[start of Data excerpts]

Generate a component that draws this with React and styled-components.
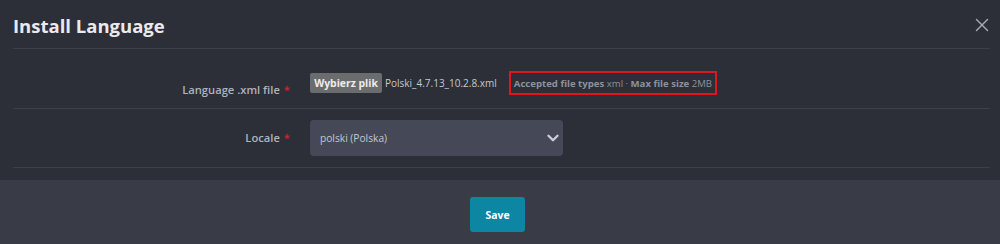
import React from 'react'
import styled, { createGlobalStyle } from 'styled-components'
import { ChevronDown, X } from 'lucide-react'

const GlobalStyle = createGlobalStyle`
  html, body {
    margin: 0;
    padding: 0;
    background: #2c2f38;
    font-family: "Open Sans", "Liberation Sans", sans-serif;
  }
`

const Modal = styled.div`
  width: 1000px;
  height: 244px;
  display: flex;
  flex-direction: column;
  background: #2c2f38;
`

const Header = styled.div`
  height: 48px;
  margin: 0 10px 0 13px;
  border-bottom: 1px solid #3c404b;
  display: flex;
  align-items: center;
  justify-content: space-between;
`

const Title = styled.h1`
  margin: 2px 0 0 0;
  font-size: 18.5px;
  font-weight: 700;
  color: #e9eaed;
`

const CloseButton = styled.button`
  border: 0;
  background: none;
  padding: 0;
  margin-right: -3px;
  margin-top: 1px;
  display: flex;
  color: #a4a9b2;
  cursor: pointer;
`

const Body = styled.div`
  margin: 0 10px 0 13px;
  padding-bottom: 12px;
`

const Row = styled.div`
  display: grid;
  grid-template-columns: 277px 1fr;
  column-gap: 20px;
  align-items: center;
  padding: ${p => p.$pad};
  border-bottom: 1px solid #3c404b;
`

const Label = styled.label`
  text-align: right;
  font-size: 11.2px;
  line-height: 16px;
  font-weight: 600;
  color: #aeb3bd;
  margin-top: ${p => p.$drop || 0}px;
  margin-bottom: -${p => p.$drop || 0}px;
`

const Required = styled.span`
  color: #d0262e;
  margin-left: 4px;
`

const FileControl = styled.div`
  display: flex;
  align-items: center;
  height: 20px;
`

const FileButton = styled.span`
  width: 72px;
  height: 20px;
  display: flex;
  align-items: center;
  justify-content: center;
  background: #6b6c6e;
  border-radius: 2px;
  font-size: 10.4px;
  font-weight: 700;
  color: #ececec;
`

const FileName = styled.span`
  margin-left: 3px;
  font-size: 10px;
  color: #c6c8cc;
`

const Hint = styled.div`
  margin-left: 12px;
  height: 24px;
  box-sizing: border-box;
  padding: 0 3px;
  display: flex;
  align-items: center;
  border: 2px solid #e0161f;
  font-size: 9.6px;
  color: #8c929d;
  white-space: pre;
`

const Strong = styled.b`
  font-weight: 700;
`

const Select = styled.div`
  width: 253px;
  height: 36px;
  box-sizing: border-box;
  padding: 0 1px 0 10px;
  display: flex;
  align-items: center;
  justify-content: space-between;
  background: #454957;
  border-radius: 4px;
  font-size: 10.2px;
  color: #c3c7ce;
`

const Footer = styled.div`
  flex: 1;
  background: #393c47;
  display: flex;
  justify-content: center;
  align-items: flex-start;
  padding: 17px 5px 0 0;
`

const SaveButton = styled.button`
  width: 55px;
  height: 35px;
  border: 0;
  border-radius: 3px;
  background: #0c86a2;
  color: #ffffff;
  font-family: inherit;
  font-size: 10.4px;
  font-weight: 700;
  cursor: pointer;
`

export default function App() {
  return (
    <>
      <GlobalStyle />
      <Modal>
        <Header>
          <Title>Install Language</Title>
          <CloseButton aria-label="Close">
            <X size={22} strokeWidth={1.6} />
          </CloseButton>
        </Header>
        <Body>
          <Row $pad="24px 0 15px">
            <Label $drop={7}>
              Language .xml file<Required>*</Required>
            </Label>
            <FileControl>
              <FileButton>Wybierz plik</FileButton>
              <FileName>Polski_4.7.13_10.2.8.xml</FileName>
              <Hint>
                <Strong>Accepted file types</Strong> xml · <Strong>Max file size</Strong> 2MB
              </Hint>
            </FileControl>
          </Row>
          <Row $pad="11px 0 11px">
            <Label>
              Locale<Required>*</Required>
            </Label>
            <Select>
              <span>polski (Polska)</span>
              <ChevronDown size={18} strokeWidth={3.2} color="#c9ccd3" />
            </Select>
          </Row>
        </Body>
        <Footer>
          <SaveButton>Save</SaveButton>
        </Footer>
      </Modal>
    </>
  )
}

[end of Data excerpts]
[start of Data excerpts]

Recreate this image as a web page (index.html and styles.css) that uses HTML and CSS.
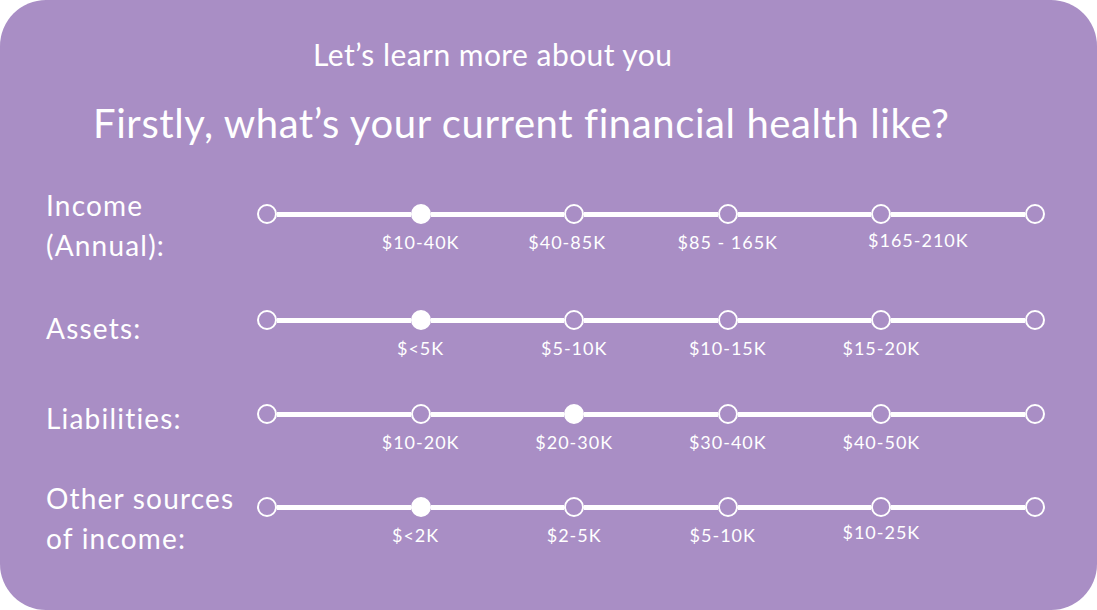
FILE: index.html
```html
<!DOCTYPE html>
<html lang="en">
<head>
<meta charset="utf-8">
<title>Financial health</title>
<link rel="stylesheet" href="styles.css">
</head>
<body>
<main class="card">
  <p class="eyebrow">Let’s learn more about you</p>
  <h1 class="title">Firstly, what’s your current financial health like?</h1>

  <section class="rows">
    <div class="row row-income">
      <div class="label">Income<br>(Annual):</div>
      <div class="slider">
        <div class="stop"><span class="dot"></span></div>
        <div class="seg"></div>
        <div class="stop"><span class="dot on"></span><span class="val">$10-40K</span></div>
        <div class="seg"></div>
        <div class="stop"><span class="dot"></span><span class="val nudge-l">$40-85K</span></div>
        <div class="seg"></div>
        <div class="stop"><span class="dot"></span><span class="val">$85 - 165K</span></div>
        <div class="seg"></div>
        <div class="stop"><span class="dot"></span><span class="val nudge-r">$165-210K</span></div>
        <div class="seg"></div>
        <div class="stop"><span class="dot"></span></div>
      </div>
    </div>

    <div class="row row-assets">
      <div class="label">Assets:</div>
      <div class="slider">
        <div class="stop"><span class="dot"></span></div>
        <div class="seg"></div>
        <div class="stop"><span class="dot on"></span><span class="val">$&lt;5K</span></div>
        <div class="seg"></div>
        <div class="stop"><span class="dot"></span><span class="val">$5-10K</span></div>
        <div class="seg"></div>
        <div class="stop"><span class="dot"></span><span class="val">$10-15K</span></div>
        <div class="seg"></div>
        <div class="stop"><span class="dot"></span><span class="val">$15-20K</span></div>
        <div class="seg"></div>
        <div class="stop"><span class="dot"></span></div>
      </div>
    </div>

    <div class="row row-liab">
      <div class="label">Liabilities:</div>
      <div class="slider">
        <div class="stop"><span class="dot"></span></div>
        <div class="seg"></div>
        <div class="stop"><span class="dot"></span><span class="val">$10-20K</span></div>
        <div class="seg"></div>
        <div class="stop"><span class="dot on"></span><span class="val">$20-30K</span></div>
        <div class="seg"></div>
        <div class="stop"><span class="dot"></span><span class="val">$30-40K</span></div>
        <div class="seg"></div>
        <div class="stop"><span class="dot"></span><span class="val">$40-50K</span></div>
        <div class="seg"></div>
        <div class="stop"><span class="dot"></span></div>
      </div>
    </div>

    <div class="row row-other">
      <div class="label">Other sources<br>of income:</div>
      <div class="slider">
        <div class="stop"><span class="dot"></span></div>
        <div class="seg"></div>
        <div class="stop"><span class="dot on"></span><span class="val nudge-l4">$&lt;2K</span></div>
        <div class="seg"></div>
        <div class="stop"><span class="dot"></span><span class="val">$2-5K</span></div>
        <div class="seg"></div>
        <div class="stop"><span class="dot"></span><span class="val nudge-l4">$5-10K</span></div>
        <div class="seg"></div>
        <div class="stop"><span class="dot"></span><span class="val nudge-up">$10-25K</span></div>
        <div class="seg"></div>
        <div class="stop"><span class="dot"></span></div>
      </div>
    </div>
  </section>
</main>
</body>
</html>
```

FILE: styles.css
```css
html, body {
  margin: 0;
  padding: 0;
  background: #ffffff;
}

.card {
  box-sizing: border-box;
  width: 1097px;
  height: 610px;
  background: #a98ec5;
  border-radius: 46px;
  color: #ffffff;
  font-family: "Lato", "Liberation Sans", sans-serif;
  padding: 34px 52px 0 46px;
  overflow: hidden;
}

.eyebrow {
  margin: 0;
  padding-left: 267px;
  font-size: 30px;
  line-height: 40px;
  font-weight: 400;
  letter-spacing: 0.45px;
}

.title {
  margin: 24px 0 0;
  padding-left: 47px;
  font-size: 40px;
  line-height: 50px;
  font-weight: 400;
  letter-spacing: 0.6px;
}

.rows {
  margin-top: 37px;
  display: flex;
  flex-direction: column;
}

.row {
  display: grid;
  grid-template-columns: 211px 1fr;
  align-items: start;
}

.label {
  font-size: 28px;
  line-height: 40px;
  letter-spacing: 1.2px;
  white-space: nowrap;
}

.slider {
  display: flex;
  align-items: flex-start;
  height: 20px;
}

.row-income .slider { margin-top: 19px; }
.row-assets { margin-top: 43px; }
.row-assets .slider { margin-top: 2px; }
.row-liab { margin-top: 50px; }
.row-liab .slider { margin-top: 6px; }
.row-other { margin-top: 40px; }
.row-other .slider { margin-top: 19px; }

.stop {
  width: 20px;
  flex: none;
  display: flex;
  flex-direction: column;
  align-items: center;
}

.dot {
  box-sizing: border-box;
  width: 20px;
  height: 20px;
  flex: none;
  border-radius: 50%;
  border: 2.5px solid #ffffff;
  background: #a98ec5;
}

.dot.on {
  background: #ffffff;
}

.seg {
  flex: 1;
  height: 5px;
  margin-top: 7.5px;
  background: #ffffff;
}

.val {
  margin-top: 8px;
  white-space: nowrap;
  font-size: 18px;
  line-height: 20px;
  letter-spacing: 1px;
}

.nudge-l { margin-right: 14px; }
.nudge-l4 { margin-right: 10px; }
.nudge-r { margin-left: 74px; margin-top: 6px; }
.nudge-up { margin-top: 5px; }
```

[end of Data excerpts]
[start of Data excerpts]

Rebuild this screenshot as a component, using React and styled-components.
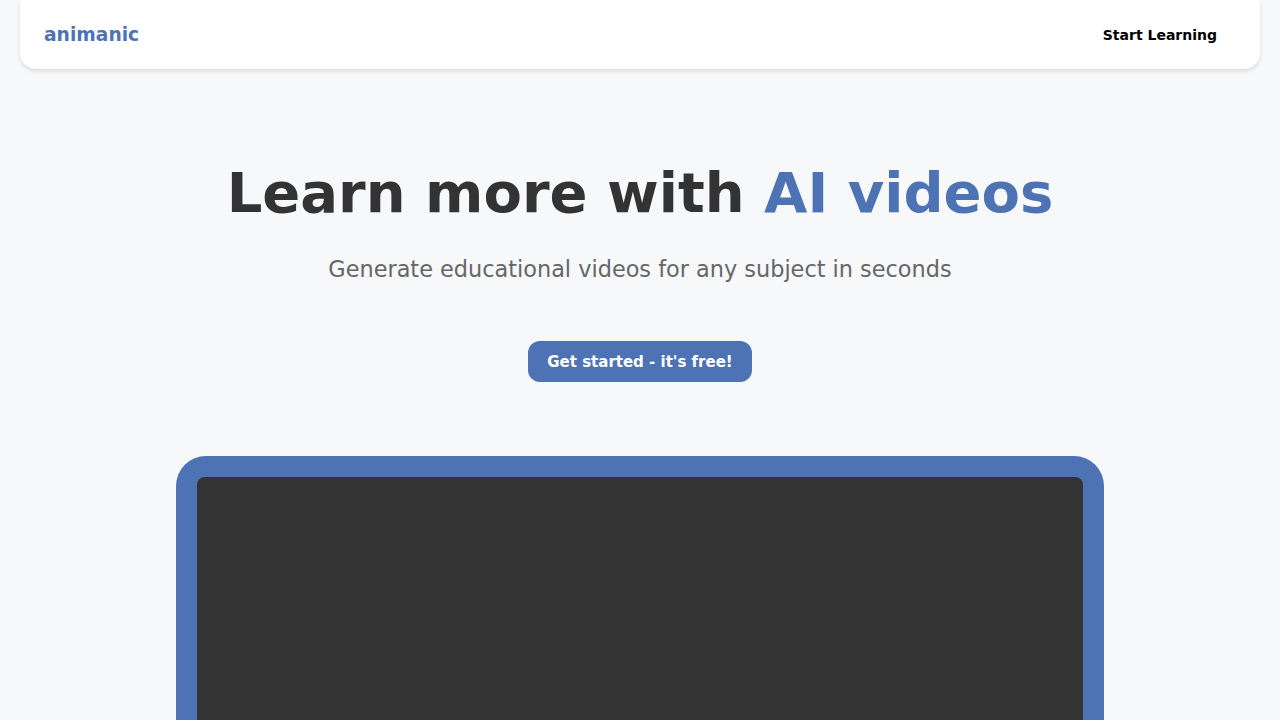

[end of Data excerpts]

Copy each line holding the word "components" from the listing above.

**Solution:**
Generate a component that draws this with React and styled-components.
import styled, { createGlobalStyle } from 'styled-components'
Rebuild this screenshot as a component, using React and styled-components.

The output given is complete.